» What to produce
Go through the material below and count the lines with the string "components"; the number is the whole answer.

» Excerpted data

──────

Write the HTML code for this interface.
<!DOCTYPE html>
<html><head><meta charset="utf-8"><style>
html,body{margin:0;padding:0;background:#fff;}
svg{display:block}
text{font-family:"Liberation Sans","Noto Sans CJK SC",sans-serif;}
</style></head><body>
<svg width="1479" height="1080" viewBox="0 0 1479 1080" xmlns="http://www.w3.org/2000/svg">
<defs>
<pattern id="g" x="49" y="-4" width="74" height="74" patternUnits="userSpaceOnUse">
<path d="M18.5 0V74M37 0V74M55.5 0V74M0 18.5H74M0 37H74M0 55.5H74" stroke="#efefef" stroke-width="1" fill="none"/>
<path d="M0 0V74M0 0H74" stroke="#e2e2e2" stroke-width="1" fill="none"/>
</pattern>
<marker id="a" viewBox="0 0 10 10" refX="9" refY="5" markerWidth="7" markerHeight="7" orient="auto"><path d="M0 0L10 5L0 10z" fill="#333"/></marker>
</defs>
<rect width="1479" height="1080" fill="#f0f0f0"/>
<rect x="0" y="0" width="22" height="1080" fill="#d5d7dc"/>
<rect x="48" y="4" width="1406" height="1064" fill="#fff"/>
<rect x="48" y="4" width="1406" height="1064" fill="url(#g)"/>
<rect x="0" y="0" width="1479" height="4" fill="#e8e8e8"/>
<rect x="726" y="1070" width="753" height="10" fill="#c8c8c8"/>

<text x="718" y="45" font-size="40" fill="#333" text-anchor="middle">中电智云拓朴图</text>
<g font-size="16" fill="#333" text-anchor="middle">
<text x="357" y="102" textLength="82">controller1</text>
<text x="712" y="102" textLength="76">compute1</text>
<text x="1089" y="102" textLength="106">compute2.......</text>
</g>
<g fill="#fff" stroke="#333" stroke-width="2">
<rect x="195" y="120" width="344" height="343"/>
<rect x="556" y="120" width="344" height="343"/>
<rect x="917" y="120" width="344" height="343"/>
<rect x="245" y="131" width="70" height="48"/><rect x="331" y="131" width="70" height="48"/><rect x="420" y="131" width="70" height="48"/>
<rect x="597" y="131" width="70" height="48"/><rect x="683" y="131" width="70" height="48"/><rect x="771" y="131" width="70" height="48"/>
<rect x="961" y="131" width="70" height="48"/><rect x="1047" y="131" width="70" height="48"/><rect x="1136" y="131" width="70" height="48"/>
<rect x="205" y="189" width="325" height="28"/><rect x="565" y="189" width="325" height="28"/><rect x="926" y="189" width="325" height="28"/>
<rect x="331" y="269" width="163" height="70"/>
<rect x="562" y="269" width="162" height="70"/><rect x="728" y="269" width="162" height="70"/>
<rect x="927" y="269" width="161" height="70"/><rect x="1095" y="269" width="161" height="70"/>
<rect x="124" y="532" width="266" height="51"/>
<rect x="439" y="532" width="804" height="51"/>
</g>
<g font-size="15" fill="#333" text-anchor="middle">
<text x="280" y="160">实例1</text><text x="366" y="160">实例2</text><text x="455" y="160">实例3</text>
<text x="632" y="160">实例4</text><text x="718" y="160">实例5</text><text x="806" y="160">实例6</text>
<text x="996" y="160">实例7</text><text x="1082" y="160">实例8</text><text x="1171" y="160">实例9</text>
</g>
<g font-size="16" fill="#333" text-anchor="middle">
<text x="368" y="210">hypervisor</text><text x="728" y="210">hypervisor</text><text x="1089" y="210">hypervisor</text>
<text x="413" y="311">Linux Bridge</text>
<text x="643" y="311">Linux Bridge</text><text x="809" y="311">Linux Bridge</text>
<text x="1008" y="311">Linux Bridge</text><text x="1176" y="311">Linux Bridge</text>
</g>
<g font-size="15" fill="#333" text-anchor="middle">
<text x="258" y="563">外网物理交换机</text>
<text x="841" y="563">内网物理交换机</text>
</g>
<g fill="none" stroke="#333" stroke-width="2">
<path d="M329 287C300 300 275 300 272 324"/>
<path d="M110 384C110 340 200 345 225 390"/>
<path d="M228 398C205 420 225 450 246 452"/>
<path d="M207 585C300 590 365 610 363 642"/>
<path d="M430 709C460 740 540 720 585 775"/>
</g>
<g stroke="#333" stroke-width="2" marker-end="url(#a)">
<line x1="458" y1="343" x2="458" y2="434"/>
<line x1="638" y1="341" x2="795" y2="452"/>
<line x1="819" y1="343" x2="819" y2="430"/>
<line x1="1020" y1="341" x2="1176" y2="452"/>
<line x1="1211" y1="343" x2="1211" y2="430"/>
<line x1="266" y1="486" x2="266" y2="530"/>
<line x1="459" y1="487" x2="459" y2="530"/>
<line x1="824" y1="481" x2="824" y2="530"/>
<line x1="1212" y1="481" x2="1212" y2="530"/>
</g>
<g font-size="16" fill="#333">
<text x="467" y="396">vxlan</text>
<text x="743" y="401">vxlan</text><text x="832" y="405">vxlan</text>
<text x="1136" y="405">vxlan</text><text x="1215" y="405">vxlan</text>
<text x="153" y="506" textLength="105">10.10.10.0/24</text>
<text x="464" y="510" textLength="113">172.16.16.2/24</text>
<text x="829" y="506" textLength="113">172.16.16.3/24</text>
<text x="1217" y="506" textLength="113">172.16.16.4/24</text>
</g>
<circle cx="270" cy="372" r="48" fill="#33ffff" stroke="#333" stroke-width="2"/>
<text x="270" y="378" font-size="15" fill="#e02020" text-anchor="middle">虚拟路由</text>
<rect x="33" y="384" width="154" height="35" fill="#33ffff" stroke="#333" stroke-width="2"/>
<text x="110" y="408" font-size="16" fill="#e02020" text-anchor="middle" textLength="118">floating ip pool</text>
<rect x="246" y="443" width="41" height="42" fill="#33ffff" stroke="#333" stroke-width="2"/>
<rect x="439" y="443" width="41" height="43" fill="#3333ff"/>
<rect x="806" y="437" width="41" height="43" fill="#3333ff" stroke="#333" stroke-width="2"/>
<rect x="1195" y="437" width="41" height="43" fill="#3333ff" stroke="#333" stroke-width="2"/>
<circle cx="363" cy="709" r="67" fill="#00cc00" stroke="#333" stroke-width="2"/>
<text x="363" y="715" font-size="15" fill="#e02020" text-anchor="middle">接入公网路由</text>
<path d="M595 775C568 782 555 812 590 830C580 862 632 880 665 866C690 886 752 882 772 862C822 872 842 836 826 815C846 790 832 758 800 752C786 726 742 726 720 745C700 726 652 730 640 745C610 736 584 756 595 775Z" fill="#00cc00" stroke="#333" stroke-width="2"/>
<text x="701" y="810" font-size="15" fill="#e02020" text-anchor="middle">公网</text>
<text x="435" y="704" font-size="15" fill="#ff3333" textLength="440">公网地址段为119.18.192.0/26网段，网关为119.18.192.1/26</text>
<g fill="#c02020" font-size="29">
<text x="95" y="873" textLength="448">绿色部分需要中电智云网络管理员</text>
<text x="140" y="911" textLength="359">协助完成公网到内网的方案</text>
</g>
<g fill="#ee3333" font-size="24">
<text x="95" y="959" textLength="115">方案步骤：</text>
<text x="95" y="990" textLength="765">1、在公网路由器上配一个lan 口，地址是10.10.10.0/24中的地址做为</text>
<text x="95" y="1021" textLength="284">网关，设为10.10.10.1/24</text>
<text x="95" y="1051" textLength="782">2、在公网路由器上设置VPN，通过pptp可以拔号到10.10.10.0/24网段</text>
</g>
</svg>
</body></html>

──────

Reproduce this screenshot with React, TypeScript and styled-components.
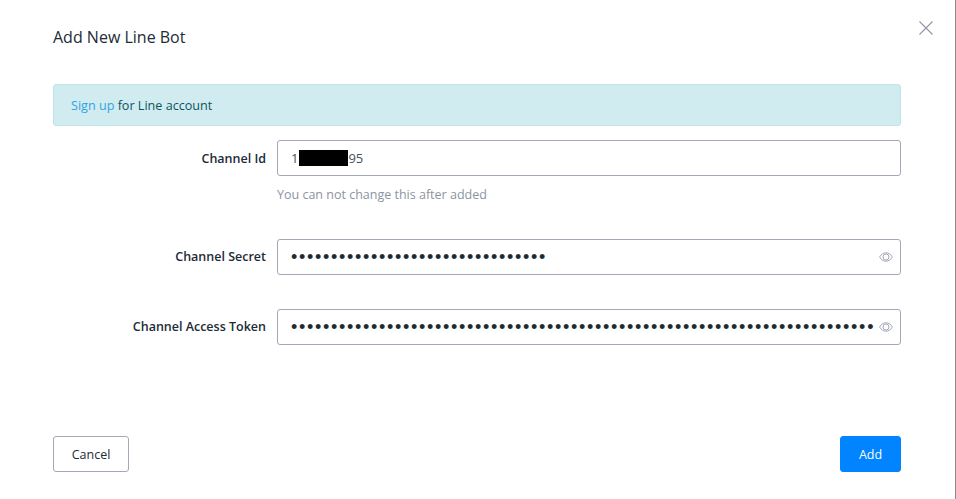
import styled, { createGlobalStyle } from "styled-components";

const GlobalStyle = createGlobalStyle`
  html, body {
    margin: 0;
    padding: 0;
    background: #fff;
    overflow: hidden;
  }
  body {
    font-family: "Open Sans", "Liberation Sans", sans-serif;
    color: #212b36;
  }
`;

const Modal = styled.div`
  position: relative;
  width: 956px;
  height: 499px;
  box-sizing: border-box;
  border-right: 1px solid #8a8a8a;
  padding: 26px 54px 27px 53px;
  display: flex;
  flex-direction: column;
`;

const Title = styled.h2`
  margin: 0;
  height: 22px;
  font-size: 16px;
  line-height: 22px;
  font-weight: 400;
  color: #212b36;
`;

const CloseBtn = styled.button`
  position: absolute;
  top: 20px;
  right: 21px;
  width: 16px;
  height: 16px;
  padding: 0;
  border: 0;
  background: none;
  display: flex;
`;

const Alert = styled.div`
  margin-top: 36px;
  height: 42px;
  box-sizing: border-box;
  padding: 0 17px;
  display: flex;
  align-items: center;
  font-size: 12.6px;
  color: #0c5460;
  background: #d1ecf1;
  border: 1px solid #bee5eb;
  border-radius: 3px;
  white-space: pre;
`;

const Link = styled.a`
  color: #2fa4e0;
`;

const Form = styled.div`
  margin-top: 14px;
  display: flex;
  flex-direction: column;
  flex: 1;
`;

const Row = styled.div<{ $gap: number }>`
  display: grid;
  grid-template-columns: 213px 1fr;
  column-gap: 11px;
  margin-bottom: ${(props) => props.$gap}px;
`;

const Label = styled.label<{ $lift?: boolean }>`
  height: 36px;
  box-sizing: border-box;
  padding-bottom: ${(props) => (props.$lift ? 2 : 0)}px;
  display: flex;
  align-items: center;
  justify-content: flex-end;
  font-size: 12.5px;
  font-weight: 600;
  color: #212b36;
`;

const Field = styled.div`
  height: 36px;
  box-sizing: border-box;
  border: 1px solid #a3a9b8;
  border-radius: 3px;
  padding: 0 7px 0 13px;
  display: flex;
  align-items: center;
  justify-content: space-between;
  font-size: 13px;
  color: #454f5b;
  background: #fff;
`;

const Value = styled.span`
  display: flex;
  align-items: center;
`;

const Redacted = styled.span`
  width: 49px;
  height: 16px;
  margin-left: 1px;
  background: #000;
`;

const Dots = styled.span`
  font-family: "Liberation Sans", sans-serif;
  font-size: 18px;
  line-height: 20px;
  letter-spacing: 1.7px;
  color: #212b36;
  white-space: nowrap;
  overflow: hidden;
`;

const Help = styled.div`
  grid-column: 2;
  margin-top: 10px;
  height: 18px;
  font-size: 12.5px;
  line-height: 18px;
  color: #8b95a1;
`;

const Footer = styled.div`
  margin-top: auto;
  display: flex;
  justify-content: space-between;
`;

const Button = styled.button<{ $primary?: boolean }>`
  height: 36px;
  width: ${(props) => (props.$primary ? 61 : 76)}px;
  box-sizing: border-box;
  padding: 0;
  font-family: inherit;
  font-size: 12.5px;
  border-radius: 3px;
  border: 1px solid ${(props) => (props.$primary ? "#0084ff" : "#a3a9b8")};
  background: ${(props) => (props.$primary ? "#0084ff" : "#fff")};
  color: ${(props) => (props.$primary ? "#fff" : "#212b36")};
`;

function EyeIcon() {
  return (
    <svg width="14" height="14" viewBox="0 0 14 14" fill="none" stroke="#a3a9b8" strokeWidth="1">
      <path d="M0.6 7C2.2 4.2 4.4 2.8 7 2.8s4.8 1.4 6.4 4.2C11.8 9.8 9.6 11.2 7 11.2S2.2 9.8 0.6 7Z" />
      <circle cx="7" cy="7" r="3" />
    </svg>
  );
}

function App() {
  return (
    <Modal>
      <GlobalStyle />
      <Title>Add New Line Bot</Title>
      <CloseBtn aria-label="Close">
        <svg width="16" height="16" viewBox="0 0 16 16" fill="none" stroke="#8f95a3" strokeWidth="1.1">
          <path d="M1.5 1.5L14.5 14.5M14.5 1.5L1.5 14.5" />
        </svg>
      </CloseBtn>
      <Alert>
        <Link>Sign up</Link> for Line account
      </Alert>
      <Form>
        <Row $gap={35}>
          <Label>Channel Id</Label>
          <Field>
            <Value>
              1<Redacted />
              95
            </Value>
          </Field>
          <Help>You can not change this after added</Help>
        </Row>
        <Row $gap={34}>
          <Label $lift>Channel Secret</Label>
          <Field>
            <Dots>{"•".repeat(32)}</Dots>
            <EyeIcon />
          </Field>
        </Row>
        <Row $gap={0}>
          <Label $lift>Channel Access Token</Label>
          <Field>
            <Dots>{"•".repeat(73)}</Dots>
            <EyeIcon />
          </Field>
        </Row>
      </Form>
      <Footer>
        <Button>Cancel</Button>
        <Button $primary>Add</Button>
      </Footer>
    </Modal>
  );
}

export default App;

──────

» Exercise result
2